“He ain’t Italian, but Brennan's a real paisano,” Mr. Barsetti said to his fellow cop buddies at the annual block party, pulling me in for a pinch and a slap on the face. Paisano, an Italian word for countryman, can also refer to a close, trustworthy friend. The term was not thrown around lightly in my town of [...], Brooklyn, a working class neighborhood where values like loyalty to friends and family were more important than education. Our parents were predominantly police officers, firefighters and small business owners. As one of seven children, I started working at the age of thirteen, coaching juniors at St. Peter's Basketball Camp. From early on, I learned the importance of community and teamwork through pickup basketball and wiffle ball in the street. My fondest memories were of ordering prosciutto and six-foot heroes for block parties from the local Italian store owned by my friend Beth’s father. We spent our weekends watching "Goodfellas" and competing for the best Joe Pesci accent. It was these years spent on the court, at backyard barbeques and in living rooms that earned me respect and trust as a paisano.
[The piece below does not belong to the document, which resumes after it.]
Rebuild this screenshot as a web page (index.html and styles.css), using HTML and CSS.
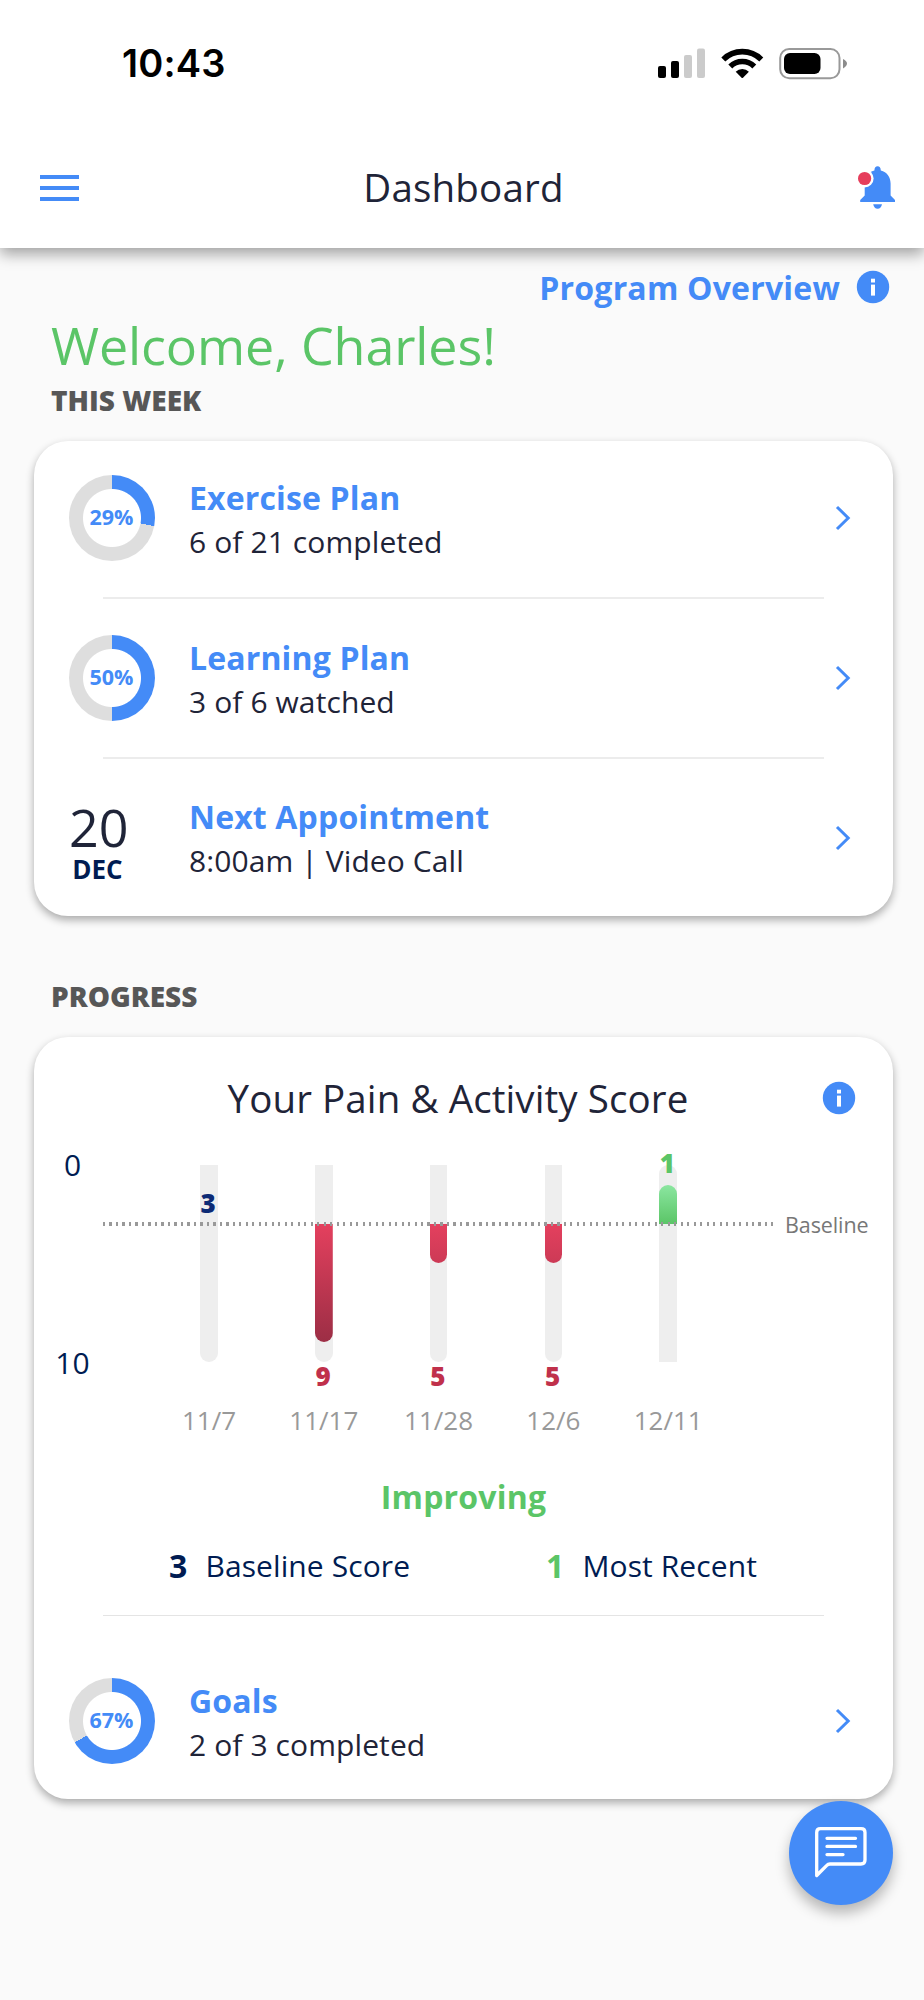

But being a paisano was not merely figurative. Growing up in an Italian and Irish neighborhood full of cops, I was both drawn to and afraid of the influence of gangsters. On one hand, I knew Sonny’s lines from “A Bronx Tale” by heart. On the other hand, I was gripped by Rick Cowan’s book, “Takedown: The Fall of the Last Mafia Empire,” a heroic tale of an Irish American, outer-borough NYPD officer whose undercover mission exposed the mob’s stronghold on the private garbage industry and helped take it down. It was this dual interest that led me to apply for a summer internship at the New York City Business Integrity Commission (B.I.C.), a law enforcement and regulatory agency formerly known as the Organized Crime Control Commission. From the 1960 onwards, the mob had stifled honest competition through intimidation tactics like truck bombings. The B.I.C.’s mission was to rid the private waste industry of undue influence from organized crime and corruption.
The B.I.C. registered all carting companies, and set rate caps for trash removal – effectively busting the mob related cartels that had once dominated. As a legal intern, I issued violations to companies that failed to register with the B.I.C. Weeks into the job, I realized that the B.I.C.’s anti-corruption policies were also having an effect on small, honest businesses. On one occasion, I wrote up a violation for transporting plants without a self-hauler registration to a small local nursery on Flatbush Avenue. At the administrative hearing, I met the owner of the nursery, Mr. Costa, and I told him that his nursery was just blocks away from my home. He told me that this violation amounted to almost a month’s rent. While he agreed to pay the fine, I felt uneasy and uncomfortable about being the one that issued it. I had started at the B.I.C. so that I could help small businesses, and now I felt as if I had betrayed one of them.
While riding the R train back to Brooklyn that night, I thought about my duties at the B.I.C. I understood the effect that universal registration had on regulating the once “mobbed up” industry, but I also realized that the law had collateral damage. I thought about the ways in which laws can provide for the greater good, but oftentimes incur unintended effects. What seemed to be small, esoteric laws had real impact on local individuals and businesses. It is this complexity of the law coupled with its power to affect the lives of individuals that inspired me to pursue further study. Since my work at the B.I.C., I have taken classes in public finance and business law, and have interned at a NYC based theatre nonprofit, helping to write an economic impact report for the organization. Recently, I returned home to catch up with my buddies, and we discussed our plans for the future. Most of them are still in community college and do not know what direction their lives will take, but they are proud that I have found my interest. They know that I will stay true to my paisano roots, and work to make the law function for people from neighborhoods like ours.